We are already out & about so I go to the drug store & I ask for help.

I guess I'm a complete idiot because I didn't take the time to read & compare scientific ingredients on the back of 17 brands of baby creams/ointments while my child was fussing in the background.

I guess Its abuse because he's not wearing mittens to stop him from scratching this rash. (I have tried using this method but the mittens don't stay on his hands.)

I guess I neglect my child because I don't cut his fingernails. (I cut his nails every other day)

I guess I'm a terrible mother because I look exhausted & appear to have no control over my babies crying. I may not be 100 percent accurate on exactly what he is crying about but I am using my best judgment to figure it out. Yes, I'm exhausted because when he doesn't sleep, I don't sleep & I definitely don't speak 'baby' but I know when something is hurting him & it may be on a different level but i can feel his pain. So here I am doing everything in my power to take it away.

I guess it's my fault he has a rash. I guess that although these creams & ointments may soothe the pain & itching caused from the rash, there's "nothing in this store that going to fix the underlying issue".

The underlying issue clearly being me as a mother. Me, a single, first time mother. Me, one person who is mother & father. Me, the person that spends every moment with or looking after my child. Me, the mother who is not perfect & learning as I go. Me, the one asking for a little help because I already feel helpless.

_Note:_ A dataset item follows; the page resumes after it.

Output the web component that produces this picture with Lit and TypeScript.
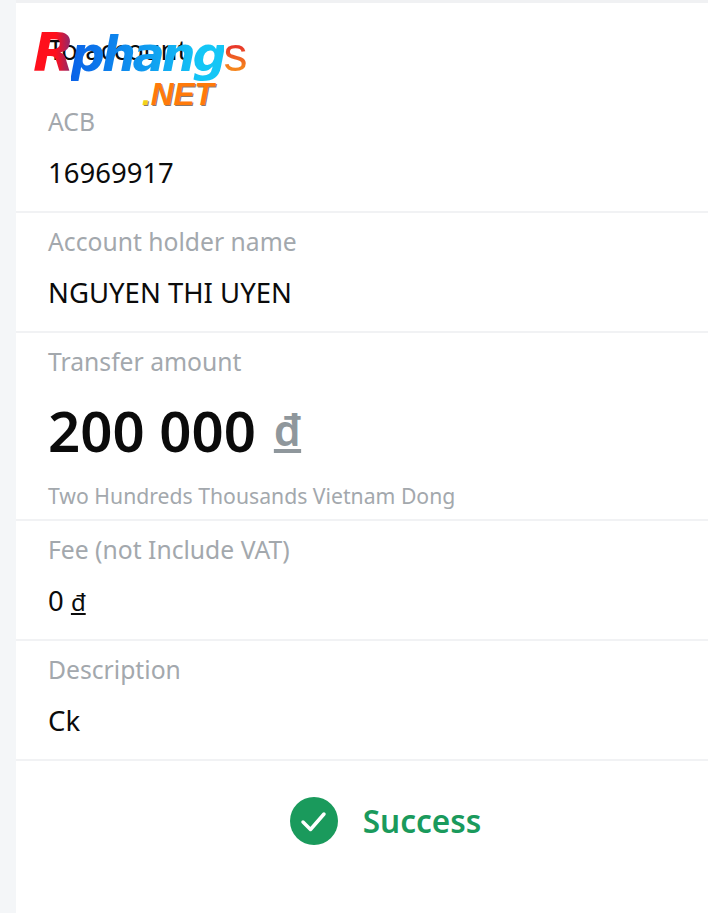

Help that I absolutely regret asking for. It seems like every time you ask for any kind of help or advice regarding your child, the responses you recieve are ones that either belittle your parenting skills or make you feel guilty for asking. When my baby boy was born, I was told that this can & will be an overwhelming experience & when someone offers to help, you never turn it down. I was blown away with the amount of friends & family that have offered such help. However, when it comes down to the one little time that you need it & make your request, it suddenly seems like an obligation.